Ottawa has announced new measures aimed at reducing risks to the endangered North Atlantic right whale, including season-long fishing closures in parts of the Gulf of St. Lawrence where whales frequent.
Estimates place the global population of North Atlantic right whales at a little more than 400. Over the last two years, 131 or 132 of those endangered marine mammals were identified in the Gulf of St. Lawrence.
On Thursday in Ottawa, Minister of Fisheries, Oceans and the Canadian Coast Guard Bernadette Jordan and Minister of Transport Marc Garneau announced new measures to help keep the marine animals from becoming further endangered.
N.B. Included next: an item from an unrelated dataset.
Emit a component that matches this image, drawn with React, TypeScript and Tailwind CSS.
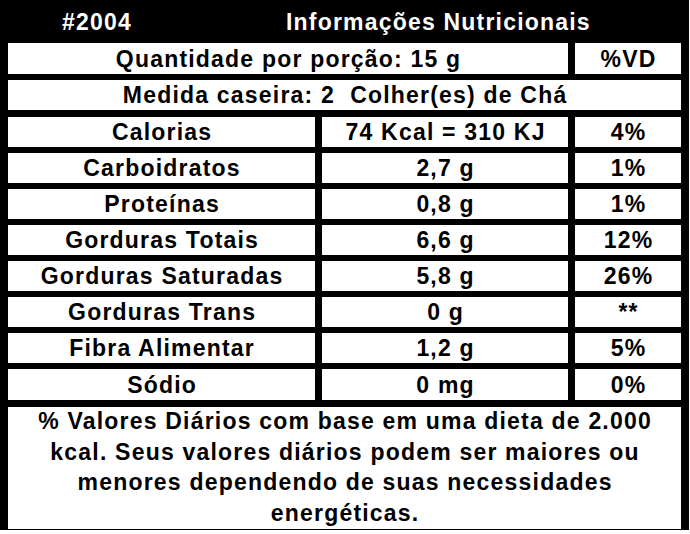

“We need to continue using a wide variety of tools and adapt quickly to (the whales’) changing behaviour,” Jordan said in a technical briefing with reporters Thursday morning.
The measures aim to do two things: prevent whale entanglements in fishing gear and prevent collisions between whales and vessels.
As well as the fishing closure in parts of the gulf, DFO plans to expand temporary fishing closure areas into the Bay of Fundy, and implement new markings to identify origin of gear in the event of an entanglement.
Transport Canada is bringing back the mandatory speed limit to 10 knots in the western Gulf of St. Lawrence and will continue to allow vessels to travel at safe operational speeds in parts of the shipping lanes north and south of Anticosti Island when no whales are detected in the area.
A remotely piloted aircraft system (drone and an underwater acoustic glider) will be incorporated into the federal government’s whale surveillance activities this year.
Happening almost in tandem with the measures to protect the whales, the federal government also awarded a $596,736 contract this week with G X Technology Canada to provide private ice-breaking services in the Acadian Peninsula, Bay of Chaleur and Northumberland Strait. Together with Canadian Coast Guard ice breakers, the move is intended to help crab fishermen get on the water earlier, before whales start returning to the gulf.
Carter Hutt, president of the P.E.I. Snow Crab Fisherman’s Association has mixed reviews on the measures. He’s pleased with the efforts to get the boats on the water earlier but worries about the impact of season-long closures in some areas once whales arrive.
Hutt said reports are suggesting ice conditions in the gulf are not as severe as last year.
“It seems like we’re open for a little while, but whenever the whales show up, they are going to start closing the grids and if there are multiple whales, they’re going to be closed until November,” he said.
“At least we’re going to get to fish some of it for a little while. That’s the good part of it, I guess.”
DFO will also work with the fishing industry on other gear modifications on a phased-in basis starting in 2021. And it will authorize ropeless gear trials.
“Ropeless fishing means there is no rope in the water column,” Elise Lavigne, director of fisheries operations. Because the harvester would need to be onsite to retrieve the gear, she said the risk to whales would be minimal.
Harvesters who receive approval to test the technology would have to purchase their own gear, but there are avenues, such as the Atlantic Fisheries Fund, which they can tap into.